In [11]:
import re
import time
import json
from pprint import pprint

import numpy as np
import pandas as pd
import spacy

In [12]:
leaks = pd.read_csv('../data/euroleaks/cleaned.csv')
comms = pd.read_csv('../data/communiques/cleaned.csv')

**REMARK**: in order to make sure that collocations are found separately (meaning once for document=eurpleaks and once for document=communiques), leaks and communiques are treated as two separate documents, but in order for the terms to be comparable, the collcoations are joined at the end.
Also, some artifacts were filtered out (e.g. "thank thank"), and for the rest a threshold value is set.

# Euroleaks

In [13]:
text = ' '.join(leaks.speech)

In [14]:
t = time.time()

nlp = spacy.load("en_core_web_sm", exclude=["ner"])

print(f'Time taken to load the spacy model: {round((time.time() - t) / 60, 2)} mins')

Time taken to load the spacy model: 0.01 mins


In [15]:
t = time.time()

document = nlp(text)

print(f'Time taken to run the spacy model: {round((time.time() - t) / 60, 2)} mins')
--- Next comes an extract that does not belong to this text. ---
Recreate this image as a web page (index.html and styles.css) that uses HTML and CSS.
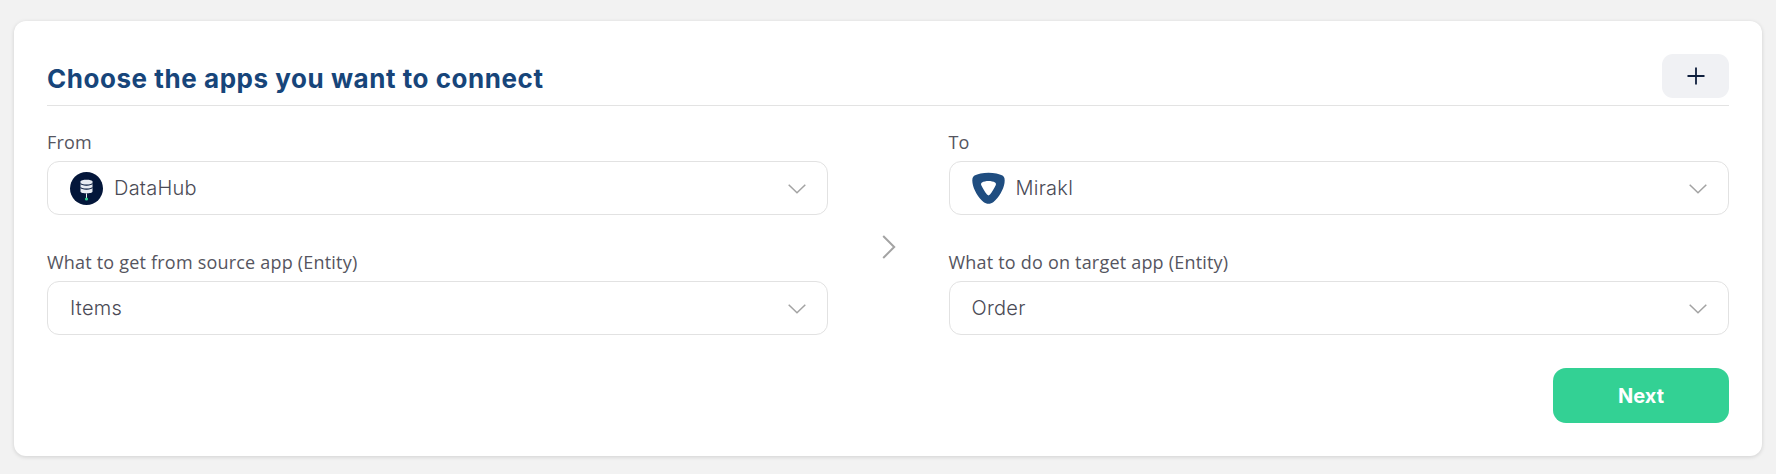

Time taken to run the spacy model: 0.4 mins


In [16]:
# import euroleaks-specific stopwords
with open('../data/euroleaks/stopwords.json', 'r') as f:
    stopwords = json.load(f)

In [22]:
# tokenize, lemmatize, remove stopwords
words = [token.lemma_.lower() for sentence in document.sents for token in sentence
            if token.pos_ in {'ADJ', 'ADV', 'NOUN', 'PROPN', 'VERB'}\
            and not token.is_stop\
            and not token.lower_ in stopwords['names']\
            and not token.lower_ in stopwords['disfluency']\
            and not token.lower_ in stopwords['courtesy']\
            and len(token.lemma_)>1
        ]

- https://www.nltk.org/howto/collocations.html
- mi_like score: https://www.nltk.org/api/nltk.metrics.html#nltk.metrics.association.NgramAssocMeasures.mi_like

## trigrams

In [23]:
from nltk.collocations import TrigramCollocationFinder, TrigramAssocMeasures

finder = TrigramCollocationFinder.from_words(words)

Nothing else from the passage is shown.